I busied myself with running every day of February, tracking my progress over the weeks and am now at the point where I feel strong, at least in my climbing, and a 100 mile race seems manageable once again. The thing that is most stunning to me is that I crave running again. I tricked myself into it by focussing on a long term goal instead of worrying about how I felt or what I thought in the present moment. The two perspective lenses merged and now the clarity is almost unrealistic.
Now the next phase of training begins this weekend with the reintroduction and merging of the bike with the run. I haven't touched my bike since a 25 mile ride with Lucho the day after I moved here last month and to say I'm eager to ride again is a stark understatement. To say that I'm nearly giddy to love both pursuits at the same time and hope to find the 15 hours a week to do both is spot on.
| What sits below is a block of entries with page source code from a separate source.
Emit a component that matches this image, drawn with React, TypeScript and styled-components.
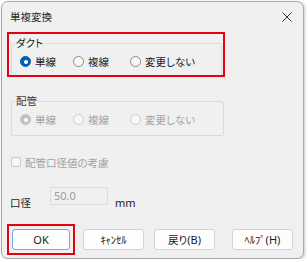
import React from "react";
import styled, { createGlobalStyle } from "styled-components";

const Global = createGlobalStyle`
  html, body { margin: 0; padding: 0; background: #ffffff; }
  body { font-family: "Noto Sans CJK JP", "Noto Sans", sans-serif; }
  * { box-sizing: border-box; }
`;

const Window = styled.div`
  margin: 1px 0 0 1px;
  width: 303px;
  height: 258px;
  background: #f0f0f0;
  border: 1px solid #a9a9a9;
  border-radius: 7px;
  box-shadow: 1px 1px 3px rgba(0, 0, 0, 0.22);
  display: flex;
  flex-direction: column;
  overflow: hidden;
  color: #1b1b1b;
  font-size: 10.5px;
  font-feature-settings: "palt";
`;

const TitleBar = styled.div`
  height: 30px;
  display: flex;
  align-items: center;
  justify-content: space-between;
  padding: 0 8px 1px 8px;
  flex-shrink: 0;
`;

const Title = styled.span`
  font-size: 10.5px;
  color: #2a2a2a;
`;

const CloseBtn = styled.span`
  display: flex;
  width: 10px;
  height: 10px;
  margin-right: 3px;
`;

const Highlight = styled.div<{ $w: number; $h: number }>`
  width: ${(p) => p.$w}px;
  height: ${(p) => p.$h}px;
  border: 2px solid #e60010;
  flex-shrink: 0;
  overflow: hidden;
`;

const HighlightTop = styled(Highlight)`
  margin-left: 5px;
  padding: 1px 0 0 2px;
`;

const HighlightBtn = styled(Highlight)`
  padding: 3px;
`;

const Group = styled.fieldset<{ $h: number }>`
  margin: 0;
  padding: 0;
  border: 1px solid #dadada;
  border-radius: 2px;
  height: ${(p) => p.$h}px;
  min-width: 0;
`;

const Group1 = styled(Group)`
  width: 211px;
`;

const Group2 = styled(Group)`
  margin: 16px 0 0 9px;
  width: 213px;
  flex-shrink: 0;
`;

const Legend = styled.legend<{ $disabled?: boolean }>`
  margin-left: 3px;
  padding: 0 1px;
  line-height: 16px;
  font-size: 10.5px;
  color: ${(p) => (p.$disabled ? "#3a3a3a" : "#1b1b1b")};
`;

const RadioRow = styled.div`
  display: grid;
  grid-template-columns: 53px 57px auto;
  align-items: center;
  height: 21px;
  padding-left: 8px;
`;

const RadioItem = styled.label<{ $disabled?: boolean }>`
  display: flex;
  align-items: center;
  gap: 4px;
  color: ${(p) => (p.$disabled ? "#a3a3a3" : "#1b1b1b")};
  white-space: nowrap;
`;

const RadioDot = styled.span<{ $checked?: boolean; $disabled?: boolean }>`
  position: relative;
  width: 11px;
  height: 11px;
  border-radius: 50%;
  flex-shrink: 0;
  background: ${(p) =>
    p.$checked ? (p.$disabled ? "#c2c2c2" : "#005fb8") : "#f7f7f7"};
  border: 1px solid
    ${(p) =>
      p.$checked ? (p.$disabled ? "#c2c2c2" : "#005fb8") : p.$disabled ? "#cbcbcb" : "#8a8a8a"};
  &::after {
    content: "";
    display: ${(p) => (p.$checked ? "block" : "none")};
    position: absolute;
    left: 2.5px;
    top: 2.5px;
    width: 4px;
    height: 4px;
    border-radius: 50%;
    background: #ffffff;
  }
`;

const CheckRow = styled.label`
  margin: 18px 0 0 9px;
  height: 16px;
  display: flex;
  align-items: center;
  gap: 4px;
  color: #a3a3a3;
  flex-shrink: 0;
`;

const CheckBox = styled.span`
  width: 10px;
  height: 10px;
  border: 1px solid #c6c6c6;
  border-radius: 2px;
  background: #f7f7f7;
`;

const DiameterRow = styled.div`
  margin: 17px 0 0 8px;
  height: 18px;
  display: flex;
  align-items: flex-end;
  flex-shrink: 0;
`;

const FieldLabel = styled.span`
  width: 40px;
  line-height: 14px;
  margin-bottom: -5px;
`;

const Input = styled.div`
  width: 58px;
  height: 18px;
  border: 1px solid #dcdcdc;
  background: #f0f0f0;
  color: #9c9c9c;
  font-family: "Noto Sans", sans-serif;
  font-size: 11px;
  line-height: 15px;
  padding-left: 3px;
`;

const Unit = styled.span`
  margin: 0 0 -5px 7px;
  font-family: "Noto Sans", sans-serif;
  font-size: 11px;
  line-height: 14px;
`;

const ButtonRow = styled.div`
  margin: 19px 0 0 5px;
  display: flex;
  align-items: center;
  flex-shrink: 0;
`;

const Button = styled.div<{ $primary?: boolean; $ml?: number }>`
  width: ${(p) => (p.$primary ? 58 : 61)}px;
  height: 21px;
  margin-left: ${(p) => p.$ml ?? 0}px;
  border: 1px solid ${(p) => (p.$primary ? "#7aa7d6" : "#d3d3d3")};
  border-radius: 3px;
  background: #fdfdfd;
  display: flex;
  align-items: center;
  justify-content: center;
  font-size: 10.5px;
  color: #1b1b1b;
  white-space: nowrap;
`;

const Latin = styled.span`
  font-family: "Noto Sans", sans-serif;
  font-size: 11px;
`;

type RadioProps = { label: string; checked?: boolean; disabled?: boolean };
const Radio = ({ label, checked, disabled }: RadioProps) => (
  <RadioItem $disabled={disabled}>
    <RadioDot $checked={checked} $disabled={disabled} />
    {label}
  </RadioItem>
);

export default function App() {
  return (
    <>
      <Global />
      <Window>
        <TitleBar>
          <Title>単複変換</Title>
          <CloseBtn>
            <svg width="10" height="10" viewBox="0 0 10 10">
              <path d="M0.5 0.5 L9.5 9.5 M9.5 0.5 L0.5 9.5" stroke="#333" strokeWidth="1" />
            </svg>
          </CloseBtn>
        </TitleBar>

        <HighlightTop $w={218} $h={45}>
          <Group1 $h={42}>
            <Legend>ダクト</Legend>
            <RadioRow>
              <Radio label="単線" checked />
              <Radio label="複線" />
              <Radio label="変更しない" />
            </RadioRow>
          </Group1>
        </HighlightTop>

        <Group2 $h={43}>
          <Legend $disabled>配管</Legend>
          <RadioRow>
            <Radio label="単線" checked disabled />
            <Radio label="複線" disabled />
            <Radio label="変更しない" disabled />
          </RadioRow>
        </Group2>

        <CheckRow>
          <CheckBox />
          配管口径値の考慮
        </CheckRow>

        <DiameterRow>
          <FieldLabel>口径</FieldLabel>
          <Input>50.0</Input>
          <Unit>mm</Unit>
        </DiameterRow>

        <ButtonRow>
          <HighlightBtn $w={68} $h={31}>
            <Button $primary>
              <Latin>OK</Latin>
            </Button>
          </HighlightBtn>
          <Button $ml={8}>ｷｬﾝｾﾙ</Button>
          <Button $ml={10}>
            戻り<Latin>(B)</Latin>
          </Button>
          <Button $ml={17}>
            ﾍﾙﾌﾟ<Latin>(H)</Latin>
          </Button>
        </ButtonRow>
      </Window>
    </>
  );
}
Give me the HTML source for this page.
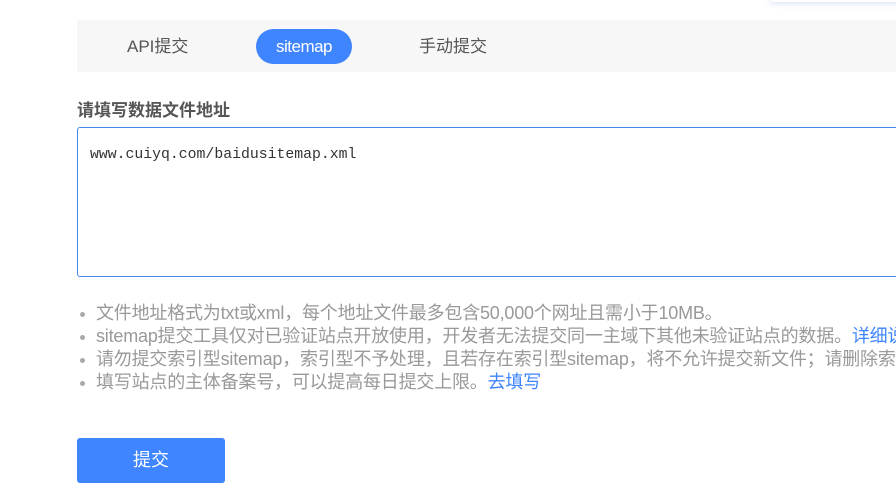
<!DOCTYPE html>
<html><head><meta charset="utf-8"><style>
html{overflow:hidden}
body{margin:0;width:896px;height:501px;overflow:hidden;background:#fff;font-family:"Liberation Sans","Noto Sans CJK SC",sans-serif;position:relative}
.abs{position:absolute;white-space:nowrap}
.clip{position:absolute;left:0;top:0;width:896px;height:501px;overflow:hidden}
.tabs{left:77px;top:20px;width:819px;height:52px;background:#f7f7f7}
.tab{font-size:17px;color:#555;top:35px;line-height:24px}
.pill{left:256px;top:29px;width:96px;height:35px;border-radius:18px;background:#3f85ff;color:#fff;font-size:17px;line-height:35px;text-align:center;letter-spacing:-0.5px}
.label{left:77px;top:99px;font-size:17px;font-weight:bold;color:#555;line-height:24px}
.ta{left:77px;top:127px;width:830px;height:148px;border:1px solid #4a86f0;border-radius:3px}
.mono{left:90px;top:147px;font-family:"Liberation Mono",monospace;font-size:14.8px;color:#333}
ul{position:absolute;left:77px;top:302px;margin:0;padding:0;list-style:none;font-size:18px;color:#999;line-height:23px;white-space:nowrap;letter-spacing:-0.2px}
li{padding-left:19px;position:relative}
li:before{content:"";position:absolute;left:3px;top:10px;width:5px;height:5px;border-radius:50%;background:#aaa}
a{color:#3f85ff;text-decoration:none}
.btn{left:77px;top:438px;width:148px;height:45px;background:#3f85ff;border-radius:3px;color:#fff;font-size:18px;line-height:45px;text-align:center}
.sh{left:770px;top:-6px;width:140px;height:8px;box-shadow:0 2px 6px rgba(120,150,220,.25);border-radius:4px;background:#fff}
</style></head><body><div class="clip">
<div class="abs sh"></div>
<div class="abs tabs"></div>
<div class="abs tab" style="left:127px">API提交</div>
<div class="abs pill">sitemap</div>
<div class="abs tab" style="left:419px">手动提交</div>
<div class="abs label">请填写数据文件地址</div>
<div class="abs ta"></div>
<div class="abs mono">www.cuiyq.com/baidusitemap.xml</div>
<ul>
<li>文件地址格式为txt或xml，每个地址文件最多包含50,000个网址且需小于10MB。</li>
<li>sitemap提交工具仅对已验证站点开放使用，开发者无法提交同一主域下其他未验证站点的数据。<a>详细说明</a></li>
<li>请勿提交索引型sitemap，索引型不予处理，且若存在索引型sitemap，将不允许提交新文件；请删除索引型sitemap</li>
<li>填写站点的主体备案号，可以提高每日提交上限。<a>去填写</a></li>
</ul>
<div class="abs btn">提交</div>
</div></body></html>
It's been nearly six weeks since breaking my ribs and smashing my thumb. The ribs still give off subtle but clear signals that a little more healing is required and the thumb is fairly painful when I move it a certain way or try to pick something up, like a 40 ouncer of beer. I'll likely have to wrap the hand for my upcoming MTB races on April 13 and 14 in Fruita but, overall, I'm thankful for the current progress (slow as it may be). The week after those races is the Zion 100 run. I haven't sorted out my strategy or goal for that race. I'm leaning towards making it a very slow, none-punishing run as opposed to racing it. Regardless, the fact that I'm excited to run it has me wondering who that person was who hated running last July.